The forthcoming Old Montreal restaurant is putting lesser-seen pasta shapes — like scarpinocc and capunti — front and center

Stellina, a swanky new Italian restaurant headed to Old Montreal next week, wants to become known for pastas so intricate and finessed they convey to diners the labour that went into their making, co-owner and Montreal restaurateur Massimo Lecas tells Eater.

He’s joined by partners from his restaurant group Novantuno — meaning “ninety one” in Italian, signifying the year they opened their first establishment, St-Laurent Boulevard supper club Buonanotte — and chef Jonathan Agnello.

“There won’t be any tricks or shortcuts with the pastas here,” Lecas says. “I don’t want to demean any other restaurant — because I have those other restaurants, too — but sometimes it’s all about the presentation. In this case, it’s not. It’s all about how hard it was to make that tortellini, one by one, on our own, every single day.”

That’s one reason the team opted for an open kitchen strategically placed right at the entrance of the Saint-Jacques Street restaurant, and visible through the window to anyone walking by. “The minute you come in, it’s the first thing you’ll see,” Lecas says, referring to Agnello, who’ll be stationed there, poring over each morsel of hand-rolled dough.

Stellina’s menu is being kept under wraps until the restaurant’s November 11 debut, but Lecas says diners can expect to be acquainted with pasta shapes seldom seen in the Montreal dining scene. The scarpinocc, a stuffed pasta meant to look like an old-fashioned wooden shoe that originated in the northern Italian region of Lombardi, is one example. The capunti, an Apulian form resembling a pod vertically slit and hollowed of its beans, is another.

“What I can say is that there won’t be any rigatoni or many of those classic shapes of pasta that you’ve seen over and over again.
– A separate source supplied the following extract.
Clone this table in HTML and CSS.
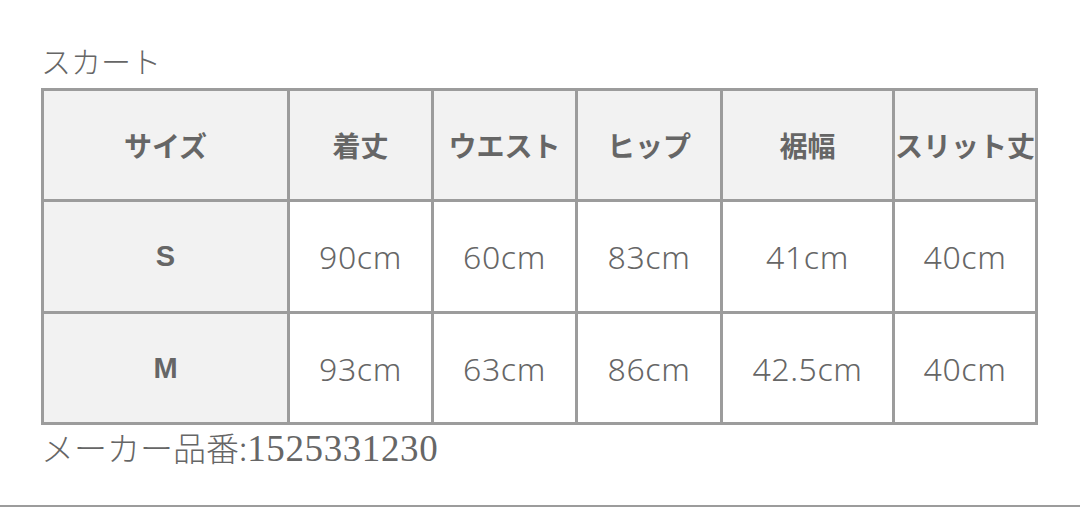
FILE: index.html
```html
<!DOCTYPE html>
<html lang="ja">
<head>
<meta charset="utf-8">
<title>スカート</title>
<link rel="stylesheet" href="styles.css">
</head>
<body>
<div class="page">
  <div class="content">
    <h2 class="title">スカート</h2>
    <div class="size-table" role="table">
      <div class="cell head" role="columnheader">サイズ</div>
      <div class="cell head" role="columnheader">着丈</div>
      <div class="cell head" role="columnheader">ウエスト</div>
      <div class="cell head" role="columnheader">ヒップ</div>
      <div class="cell head" role="columnheader">裾幅</div>
      <div class="cell head" role="columnheader">スリット丈</div>

      <div class="cell size" role="rowheader">S</div>
      <div class="cell val" role="cell">90cm</div>
      <div class="cell val" role="cell">60cm</div>
      <div class="cell val" role="cell">83cm</div>
      <div class="cell val" role="cell">41cm</div>
      <div class="cell val" role="cell">40cm</div>

      <div class="cell size" role="rowheader">M</div>
      <div class="cell val" role="cell">93cm</div>
      <div class="cell val" role="cell">63cm</div>
      <div class="cell val" role="cell">86cm</div>
      <div class="cell val" role="cell">42.5cm</div>
      <div class="cell val" role="cell">40cm</div>
    </div>
    <p class="code"><span class="code-label">メーカー品番:</span><span class="code-num">1525331230</span></p>
  </div>
  <div class="rule"></div>
</div>
</body>
</html>
```

FILE: styles.css
```css
html, body {
  margin: 0;
  padding: 0;
  background: #ffffff;
}

.page {
  height: 507px;
  display: flex;
  flex-direction: column;
  font-family: "Noto Sans CJK JP", "Noto Sans", sans-serif;
  color: #666666;
}

.content {
  padding-left: 41px;
}

.title {
  margin: 0;
  padding-top: 40px;
  height: 40px;
  line-height: 40px;
  font-size: 30px;
  font-weight: 300;
  color: #666666;
}

.size-table {
  margin-top: 8px;
  display: grid;
  grid-template-columns: 243px 141px 141px 142px 169px 140px;
  grid-template-rows: 108px 109px 108px;
  gap: 3px;
  padding: 3px;
  width: max-content;
  background: #9c9c9c;
}

.cell {
  display: flex;
  align-items: center;
  justify-content: center;
  background: #ffffff;
  white-space: nowrap;
  overflow: visible;
}

.head {
  background: #f2f2f2;
  font-size: 28px;
  font-weight: 700;
  color: #666666;
}

.size {
  background: #f2f2f2;
  font-family: "Liberation Sans", sans-serif;
  font-size: 29px;
  font-weight: 700;
  color: #666666;
}

.val {
  font-family: "Noto Sans", sans-serif;
  font-size: 32px;
  font-weight: 300;
  letter-spacing: 0.6px;
  color: #666666;
}

.code {
  margin: 0;
  height: 44px;
  line-height: 44px;
  display: flex;
  align-items: baseline;
}

.code-label {
  font-size: 33px;
  font-weight: 300;
}

.code-num {
  font-family: "Liberation Serif", serif;
  font-size: 37px;
  letter-spacing: 0.6px;
}

.rule {
  margin-top: auto;
  height: 2px;
  background: #9c9c9c;
}
```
It’s going to be a little more researched,” Lecas says.

Lecas says Stellina is Novantuno’s first real attempt at fine dining, after having turned out (now defunct) supper clubs like Buonanotte and Globe in the ‘90s, multiple locations of pizzeria Fiorellino, and meaty Little Italy sandwich shop Porchetta, among others. “Okay, maybe Stellina isn’t a three Michelin-starred restaurant with carpets on the floor and linen on the tables, but I think it’s very elegant,” Lecas says.

For the look, the group has enlisted the Gauley Brothers, a firm that this year alone has executed designs for nearby Mediterranean restaurant Sauvage, day-to-night casual-chic Italian haunt BarBara in Saint-Henri, and the new Griffintown outpost for upscale sushi restaurant Ryu. At Stellina, expect creamy blue leather sofa seating, exposed brick walls, and mirrored ceilings for something that Lecas says boils down to “our version of high end.”

Stellina will open on November 11 at 410 Saint-Jacques Street.